## DIRECTIONS FOR THIS TASK:
All lines featuring the string "that" are to be listed.

## INPUT MATERIAL:
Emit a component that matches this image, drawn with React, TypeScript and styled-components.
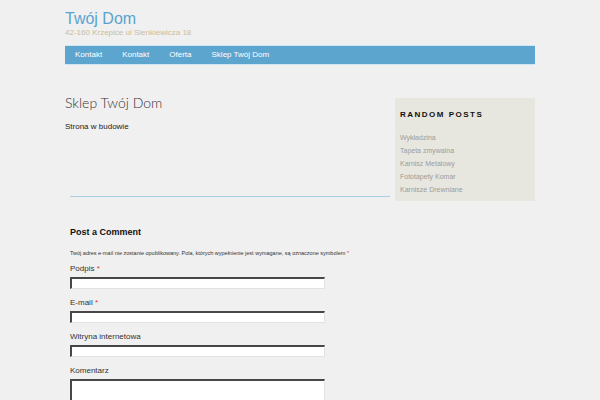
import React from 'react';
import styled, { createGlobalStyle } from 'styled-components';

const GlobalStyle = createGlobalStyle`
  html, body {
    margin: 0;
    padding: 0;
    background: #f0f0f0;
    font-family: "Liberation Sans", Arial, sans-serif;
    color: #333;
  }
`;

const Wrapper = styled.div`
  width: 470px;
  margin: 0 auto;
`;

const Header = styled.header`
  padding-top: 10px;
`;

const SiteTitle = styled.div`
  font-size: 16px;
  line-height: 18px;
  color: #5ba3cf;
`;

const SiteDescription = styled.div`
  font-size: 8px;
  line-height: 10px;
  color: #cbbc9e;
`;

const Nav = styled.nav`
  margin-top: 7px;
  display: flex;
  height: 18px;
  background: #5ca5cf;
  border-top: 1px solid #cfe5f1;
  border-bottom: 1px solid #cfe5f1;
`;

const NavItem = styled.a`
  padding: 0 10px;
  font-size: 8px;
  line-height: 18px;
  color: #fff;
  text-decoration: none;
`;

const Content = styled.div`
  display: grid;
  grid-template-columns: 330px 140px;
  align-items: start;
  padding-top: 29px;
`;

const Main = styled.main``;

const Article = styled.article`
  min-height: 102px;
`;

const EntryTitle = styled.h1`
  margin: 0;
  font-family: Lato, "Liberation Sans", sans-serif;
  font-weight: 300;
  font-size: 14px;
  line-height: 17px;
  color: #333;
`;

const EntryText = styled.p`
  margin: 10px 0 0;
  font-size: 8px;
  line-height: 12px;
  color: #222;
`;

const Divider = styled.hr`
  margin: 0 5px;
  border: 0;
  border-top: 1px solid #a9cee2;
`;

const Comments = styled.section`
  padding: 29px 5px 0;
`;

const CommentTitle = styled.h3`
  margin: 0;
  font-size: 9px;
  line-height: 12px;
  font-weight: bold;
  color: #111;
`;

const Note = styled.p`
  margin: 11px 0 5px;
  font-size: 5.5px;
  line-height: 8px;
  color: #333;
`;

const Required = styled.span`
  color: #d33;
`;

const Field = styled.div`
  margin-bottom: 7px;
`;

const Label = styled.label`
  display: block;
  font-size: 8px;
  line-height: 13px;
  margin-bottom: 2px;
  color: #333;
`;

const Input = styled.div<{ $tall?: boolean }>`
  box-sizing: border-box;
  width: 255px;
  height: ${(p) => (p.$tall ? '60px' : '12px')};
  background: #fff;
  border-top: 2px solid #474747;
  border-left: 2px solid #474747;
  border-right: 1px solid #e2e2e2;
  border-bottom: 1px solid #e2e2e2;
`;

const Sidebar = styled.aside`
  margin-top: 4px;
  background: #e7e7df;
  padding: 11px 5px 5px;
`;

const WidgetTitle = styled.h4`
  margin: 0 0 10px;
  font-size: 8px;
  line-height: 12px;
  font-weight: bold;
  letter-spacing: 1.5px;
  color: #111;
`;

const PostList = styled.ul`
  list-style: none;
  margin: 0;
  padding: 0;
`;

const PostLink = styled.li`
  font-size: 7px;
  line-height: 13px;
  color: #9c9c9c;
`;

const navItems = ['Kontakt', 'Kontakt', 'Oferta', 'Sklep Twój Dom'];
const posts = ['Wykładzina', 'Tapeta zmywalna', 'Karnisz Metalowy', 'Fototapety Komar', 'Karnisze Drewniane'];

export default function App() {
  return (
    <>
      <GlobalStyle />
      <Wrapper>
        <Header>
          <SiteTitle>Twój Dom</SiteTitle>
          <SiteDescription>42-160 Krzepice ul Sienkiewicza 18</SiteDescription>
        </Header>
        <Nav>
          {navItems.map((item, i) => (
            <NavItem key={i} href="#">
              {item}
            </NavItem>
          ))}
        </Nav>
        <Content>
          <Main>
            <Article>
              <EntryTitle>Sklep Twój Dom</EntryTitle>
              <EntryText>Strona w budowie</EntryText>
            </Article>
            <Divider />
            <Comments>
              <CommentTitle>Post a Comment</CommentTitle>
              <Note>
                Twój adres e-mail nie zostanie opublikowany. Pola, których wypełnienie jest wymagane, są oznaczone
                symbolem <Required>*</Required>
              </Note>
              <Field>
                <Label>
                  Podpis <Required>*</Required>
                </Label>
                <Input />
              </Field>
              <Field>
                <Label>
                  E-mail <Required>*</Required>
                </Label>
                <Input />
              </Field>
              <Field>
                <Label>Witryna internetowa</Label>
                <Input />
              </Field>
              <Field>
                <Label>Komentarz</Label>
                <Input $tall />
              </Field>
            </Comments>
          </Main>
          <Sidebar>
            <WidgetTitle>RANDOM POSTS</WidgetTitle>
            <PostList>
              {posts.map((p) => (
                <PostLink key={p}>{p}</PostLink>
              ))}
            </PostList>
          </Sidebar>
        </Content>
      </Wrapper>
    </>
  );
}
...
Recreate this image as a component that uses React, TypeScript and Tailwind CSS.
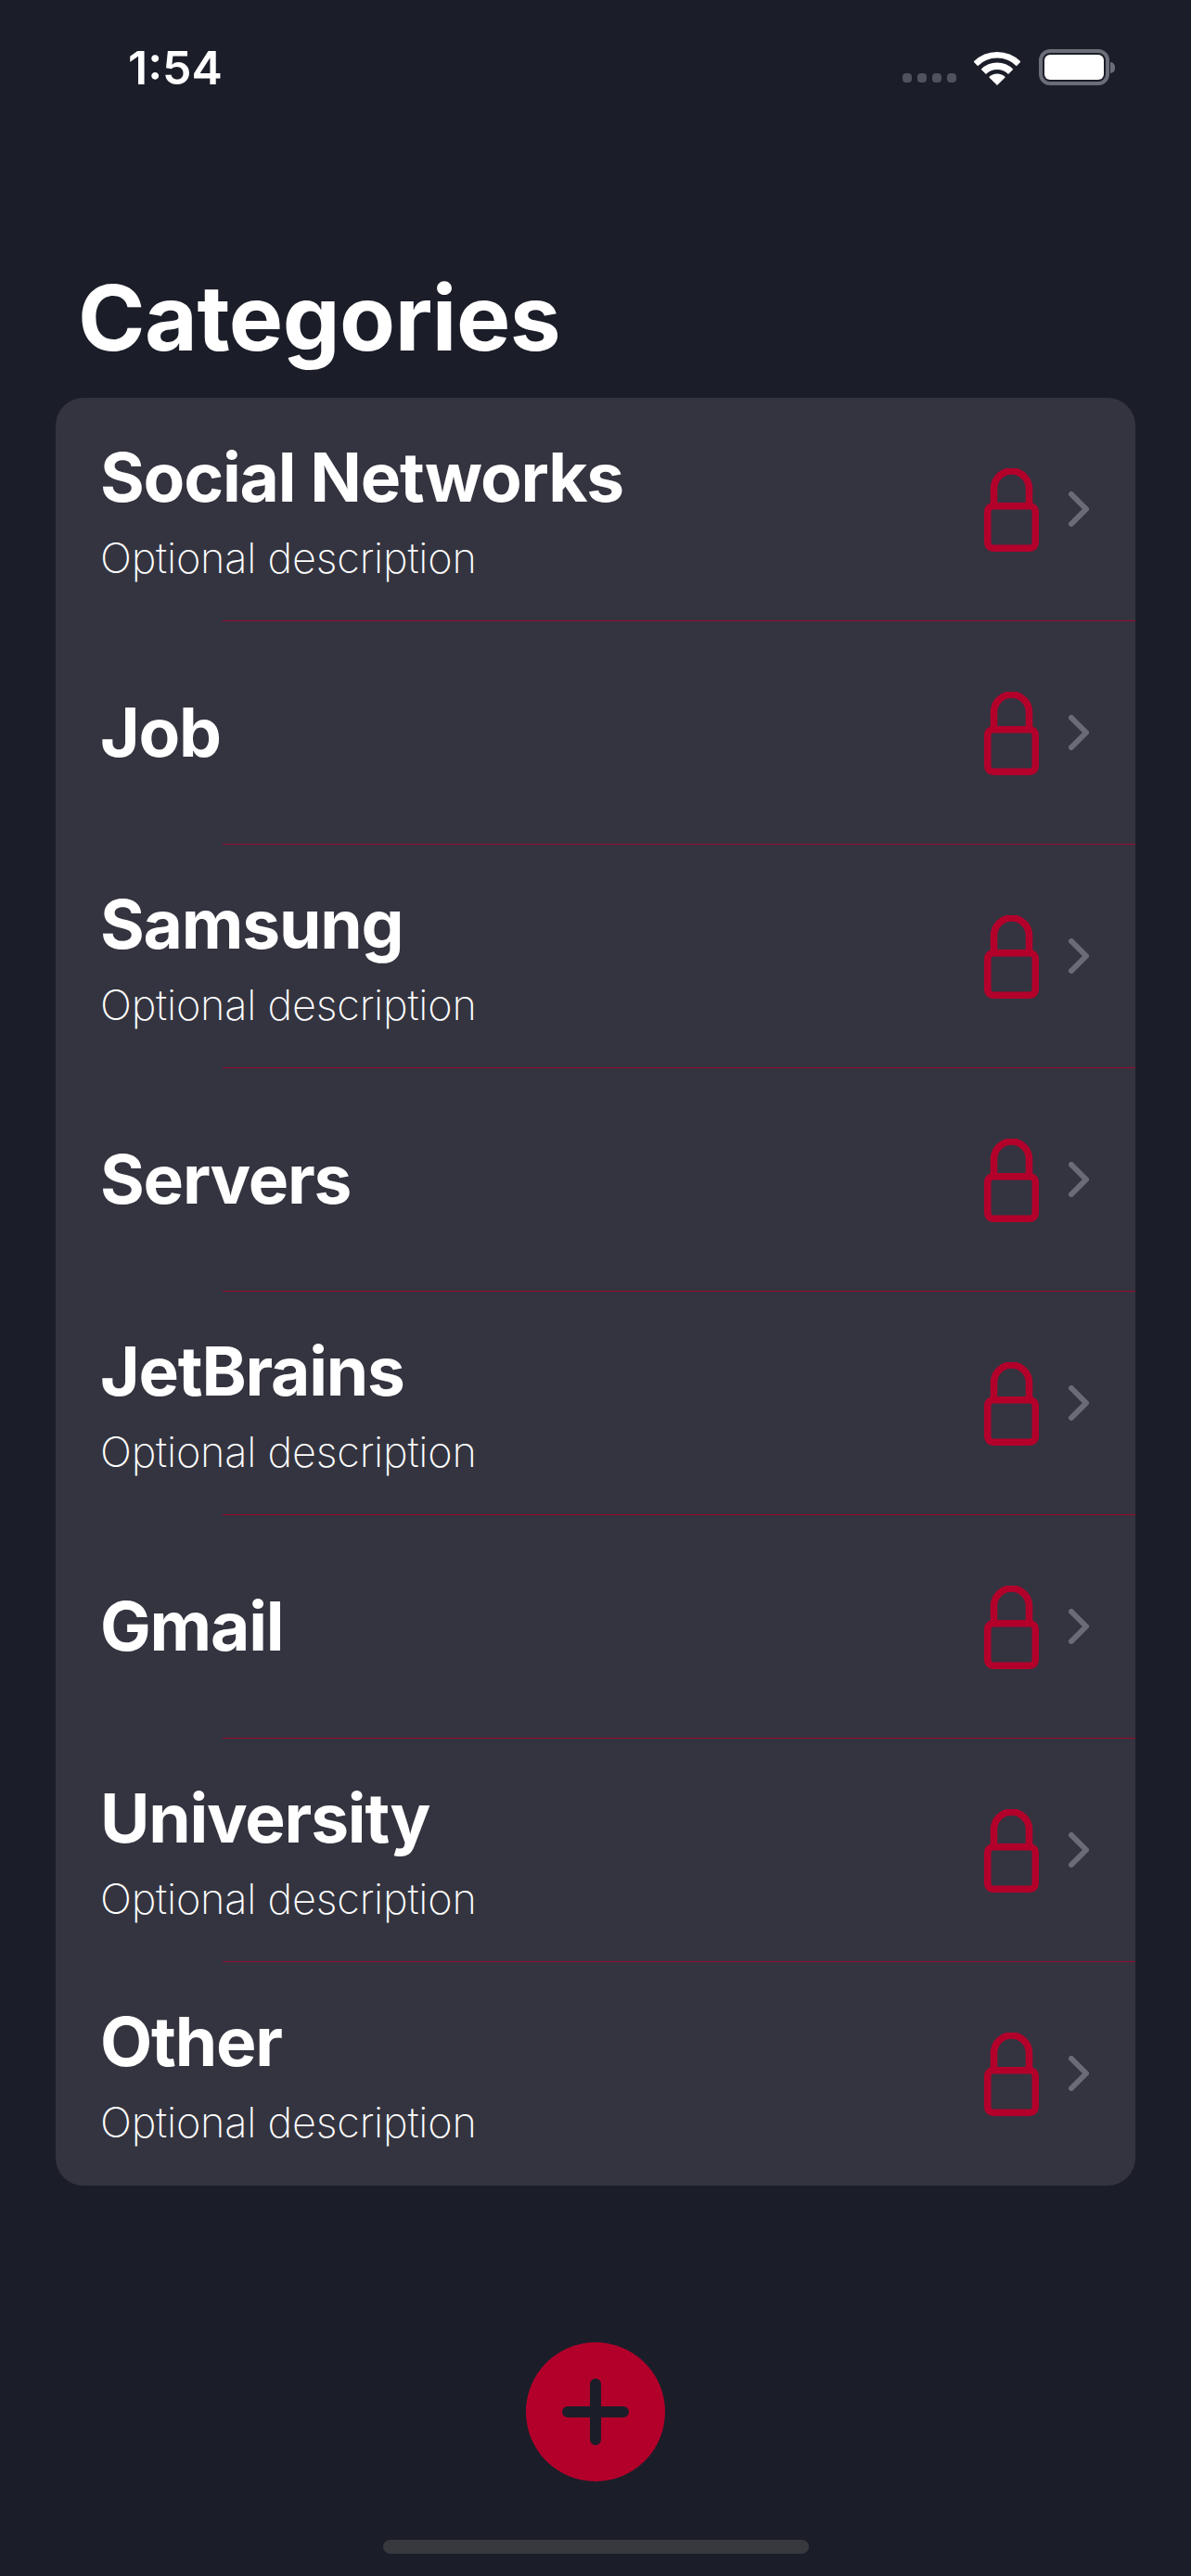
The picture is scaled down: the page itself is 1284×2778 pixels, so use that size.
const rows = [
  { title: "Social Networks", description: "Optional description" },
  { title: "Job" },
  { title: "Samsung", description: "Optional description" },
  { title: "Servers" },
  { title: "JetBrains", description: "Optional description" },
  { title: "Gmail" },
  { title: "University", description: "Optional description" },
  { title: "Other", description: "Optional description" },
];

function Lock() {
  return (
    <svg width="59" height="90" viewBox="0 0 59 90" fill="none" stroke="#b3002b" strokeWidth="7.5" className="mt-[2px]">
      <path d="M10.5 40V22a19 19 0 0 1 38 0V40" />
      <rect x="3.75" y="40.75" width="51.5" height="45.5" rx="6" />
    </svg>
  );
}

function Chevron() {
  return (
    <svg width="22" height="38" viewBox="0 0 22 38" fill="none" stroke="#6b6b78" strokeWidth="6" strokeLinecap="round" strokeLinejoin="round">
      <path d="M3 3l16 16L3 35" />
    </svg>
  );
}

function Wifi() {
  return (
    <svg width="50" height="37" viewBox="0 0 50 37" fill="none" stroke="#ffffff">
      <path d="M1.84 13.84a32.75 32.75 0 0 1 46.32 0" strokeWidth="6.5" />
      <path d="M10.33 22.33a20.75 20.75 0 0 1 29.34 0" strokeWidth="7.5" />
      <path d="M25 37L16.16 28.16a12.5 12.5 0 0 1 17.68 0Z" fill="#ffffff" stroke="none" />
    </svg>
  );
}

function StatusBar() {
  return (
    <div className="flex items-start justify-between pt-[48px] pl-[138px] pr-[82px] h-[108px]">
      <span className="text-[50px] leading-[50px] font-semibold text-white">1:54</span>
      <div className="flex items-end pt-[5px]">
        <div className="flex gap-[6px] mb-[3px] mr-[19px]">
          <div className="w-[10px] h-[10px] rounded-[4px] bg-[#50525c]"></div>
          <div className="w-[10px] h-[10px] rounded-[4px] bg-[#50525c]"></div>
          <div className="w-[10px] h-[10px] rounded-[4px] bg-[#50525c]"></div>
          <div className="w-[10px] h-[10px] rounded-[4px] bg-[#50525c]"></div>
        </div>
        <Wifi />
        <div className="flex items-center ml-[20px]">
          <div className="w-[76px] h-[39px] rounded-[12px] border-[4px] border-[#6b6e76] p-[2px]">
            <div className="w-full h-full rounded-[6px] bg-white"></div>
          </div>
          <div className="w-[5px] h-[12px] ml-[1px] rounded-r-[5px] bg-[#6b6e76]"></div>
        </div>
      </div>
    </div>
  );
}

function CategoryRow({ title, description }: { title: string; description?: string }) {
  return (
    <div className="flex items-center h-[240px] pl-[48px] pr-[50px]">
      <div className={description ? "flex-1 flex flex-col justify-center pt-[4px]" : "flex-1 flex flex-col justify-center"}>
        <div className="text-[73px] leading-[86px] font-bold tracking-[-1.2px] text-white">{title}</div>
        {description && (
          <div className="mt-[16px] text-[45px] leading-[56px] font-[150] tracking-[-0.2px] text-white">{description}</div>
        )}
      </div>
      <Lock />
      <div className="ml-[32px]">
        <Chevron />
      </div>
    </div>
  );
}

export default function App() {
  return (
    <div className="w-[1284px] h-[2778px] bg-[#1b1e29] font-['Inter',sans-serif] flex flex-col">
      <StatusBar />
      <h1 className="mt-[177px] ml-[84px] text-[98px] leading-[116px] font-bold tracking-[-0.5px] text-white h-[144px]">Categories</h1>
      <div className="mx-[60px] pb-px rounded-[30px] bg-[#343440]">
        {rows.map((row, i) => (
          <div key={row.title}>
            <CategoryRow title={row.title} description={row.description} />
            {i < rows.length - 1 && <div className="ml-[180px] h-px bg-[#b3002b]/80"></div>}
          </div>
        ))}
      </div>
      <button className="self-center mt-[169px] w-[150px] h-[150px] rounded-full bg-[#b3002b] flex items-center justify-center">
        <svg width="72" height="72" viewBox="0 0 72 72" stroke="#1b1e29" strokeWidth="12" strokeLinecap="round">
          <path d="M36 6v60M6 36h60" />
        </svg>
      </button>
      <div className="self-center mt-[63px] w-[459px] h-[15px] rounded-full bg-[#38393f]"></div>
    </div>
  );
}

## RESULT BELOW:
Emit a component that matches this image, drawn with React, TypeScript and styled-components.
Recreate this image as a component that uses React, TypeScript and Tailwind CSS.
The picture is scaled down: the page itself is 1284×2778 pixels, so use that size.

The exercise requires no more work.